Is mother sometimes right about medical treatment? This week a report in the Canadian Medical Association Journal shows that, at times, her batting average is better than that of doctors.
Drs. Blayne Welk and Duane Hicklings report the case of a 35-year-old woman with a 24-hour history of urinary frequency. She had experienced two previous urinary tract infections (UTIs) due to a common bladder infection caused by a bacteria called E. coli.
Doctors advised the usual recommendations, such as increased fluid intake and voiding after sex. But Welk and Hicklings say a large study showed these precautions had little effect on recurrent UTIs. Rather, it was the use of spermicidal jelly that was interfering with normal vaginal flora. The use of condoms alone was advised.
The patient’s attack of E. coli infection was temporarily cured by antibiotics. But this treatment did not prevent further attacks. So doctors asked, could natural products cure E. coli infection?
Mother’s time-honoured advice was the use of cranberry juice. But its efficiency has been ‘pooh-poohed’ by doctors. However, Harvard researchers showed Mother was right. Their studies revealed that a substance in the juice prevented E. coli from adhering to the wall of the urinary bladder. So E. coli were washed out during urination.
But Welk and Hicklings also report that cranberry juice is not always effective in stopping repeat UTIs. They discovered that when different cranberry supplements were used, such as juice or tablets, they showed inconsistent strengths, and women often stopped treatment due to the large amount of fluid they had to consume.

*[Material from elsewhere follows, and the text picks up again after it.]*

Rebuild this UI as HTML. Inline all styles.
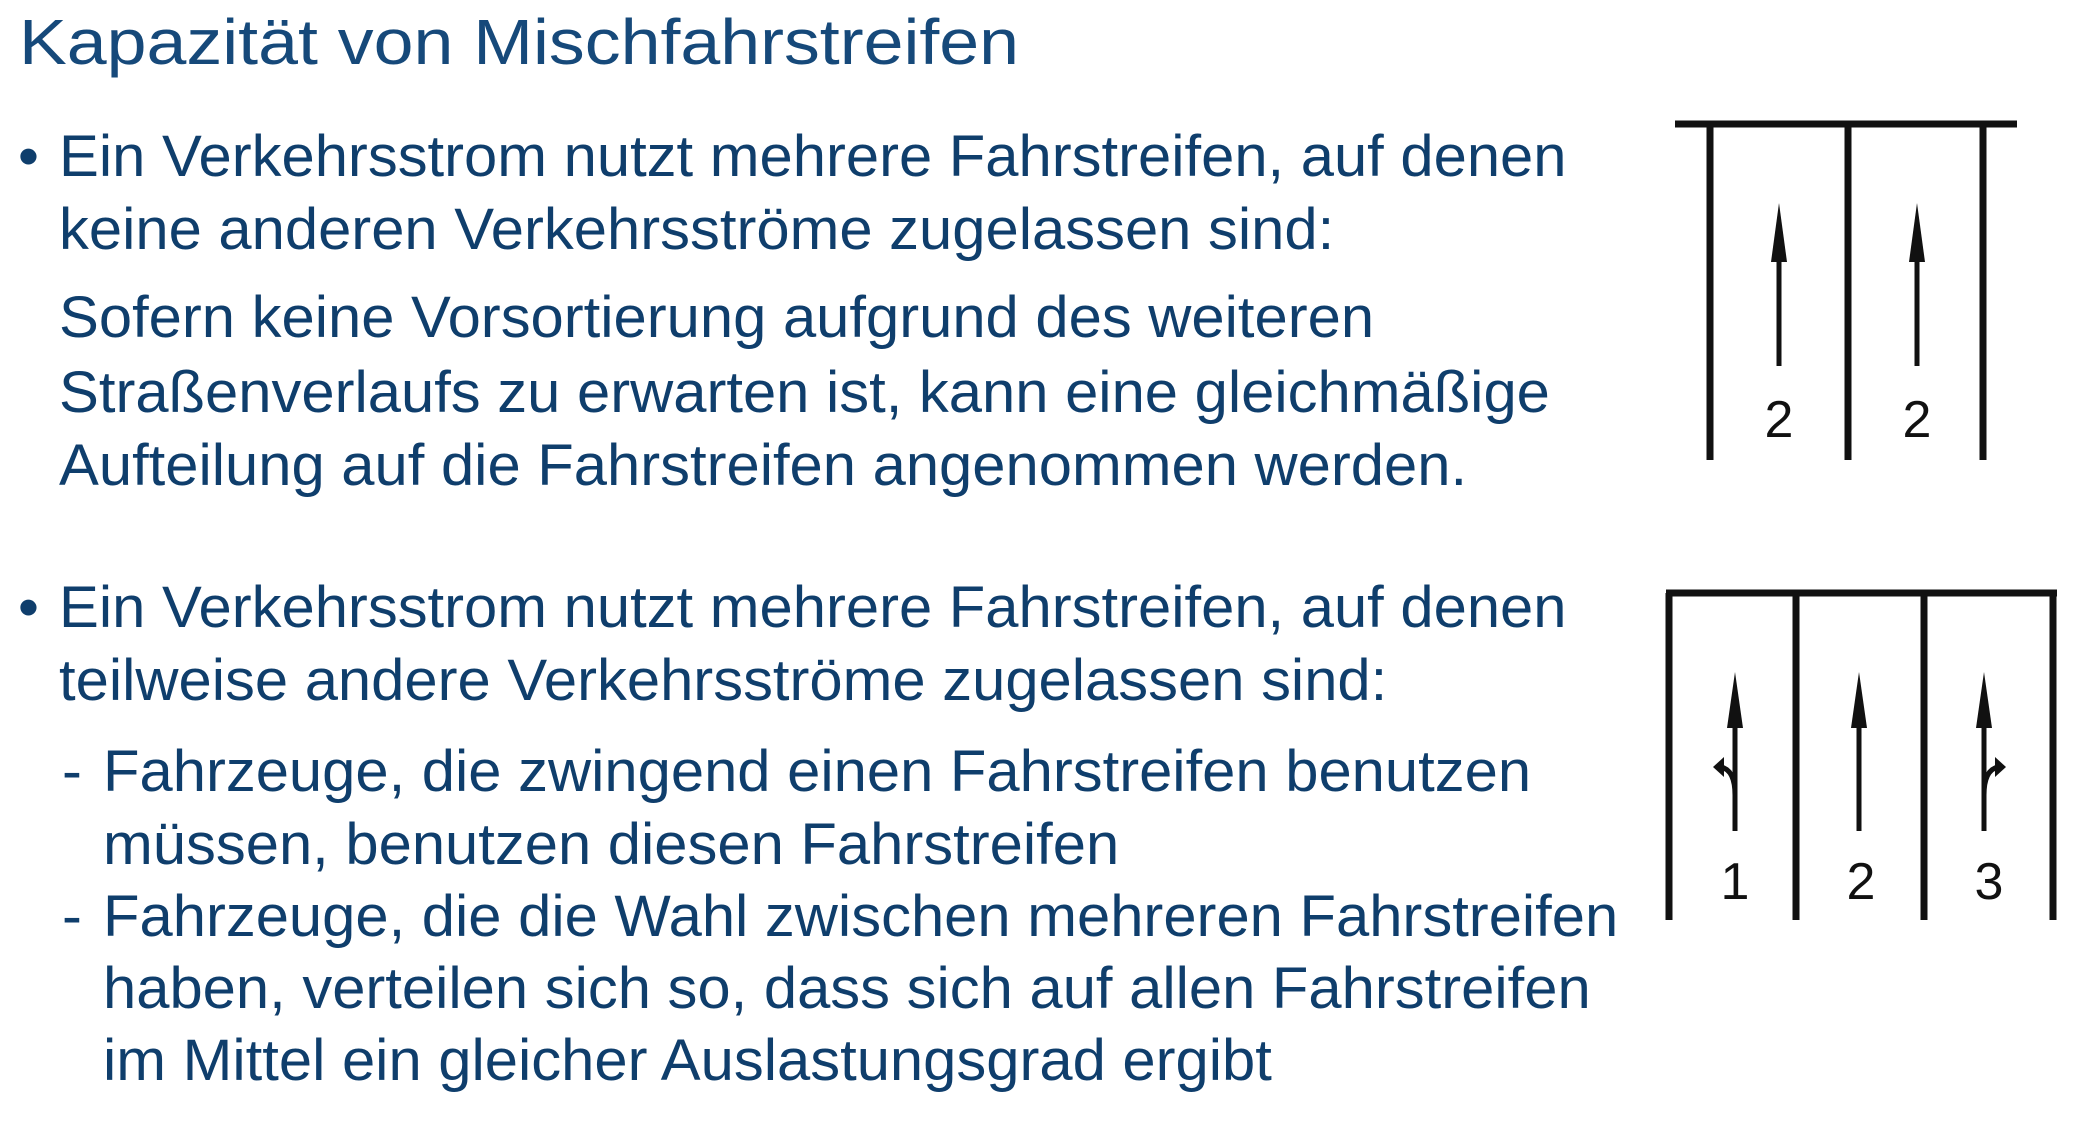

In addition, cranberry juice contains unwanted calories.
Now we know another natural remedy escaped mother’s attention. Dr. Michael Weisspapir, medical director of Eastgate Biotech Corp, reports that for over 20 years UTI E Drops has been used successfully in Europe to treat E. coli urinary infections.
Weisspapir adds that UTI E. Drops is more effective than cranberry juice. In addition to its anti-sticking ability, it has antibacterial and antiseptic properties and also forms a protective layer on the wall of the urinary tract to prevent further bacterial growth.
Modern technology also plays a role here. For instance, many remedies have low bioavailability. This means they do not absorb well, so a higher dose is required. But a higher dose increases the risk of side-effects.
UTI E Drops is produced by a process called ‘Nano Technology’. This creates a final extract that is 200 to 1,000 times smaller than a human blood cell which makes UTI E Drops highly absorbable. So both males and females receive a low, but effective, dose. At the moment UTI E Drops is not available in the U.S., but has been approved by Health Canada and is available in Health Food Stores.
The recommended dose of UTI E Drops is 40 drops diluted in a quarter of a glass of water, mixed well and drunk three times a day. It does not contain dairy products, wheat, gluten, corn, sugar or artificial colouring or flavouring. It should not be used if you are pregnant or have serious kidney disease.
If UTI strikes, it’s prudent to treat it quickly, particularly if it’s associated with fever and flank pain involving the kidneys. If previous urine cultures have diagnosed E. coli bacteria, doctors often give patients an antibiotic prescription so there’s no delay in treatment. And the sooner UTI E Drops is started, the sooner symptoms subside.
UTI E Drops will help to put an end to people saying, “We know where you’re going!” by decreasing the number of embarrassing and painful attacks of recurring UTIs.
Every year 100,000 patients die in North America from prescription drugs. So it’s reasonable that a safe, natural herbal remedy, tested by time, should be tried before drugs are prescribed. Particularly when antibiotics are often associated with side-effects such as irritating yeast infections or allergic reactions. And I’m sure mother would say, “Amen” to that advice.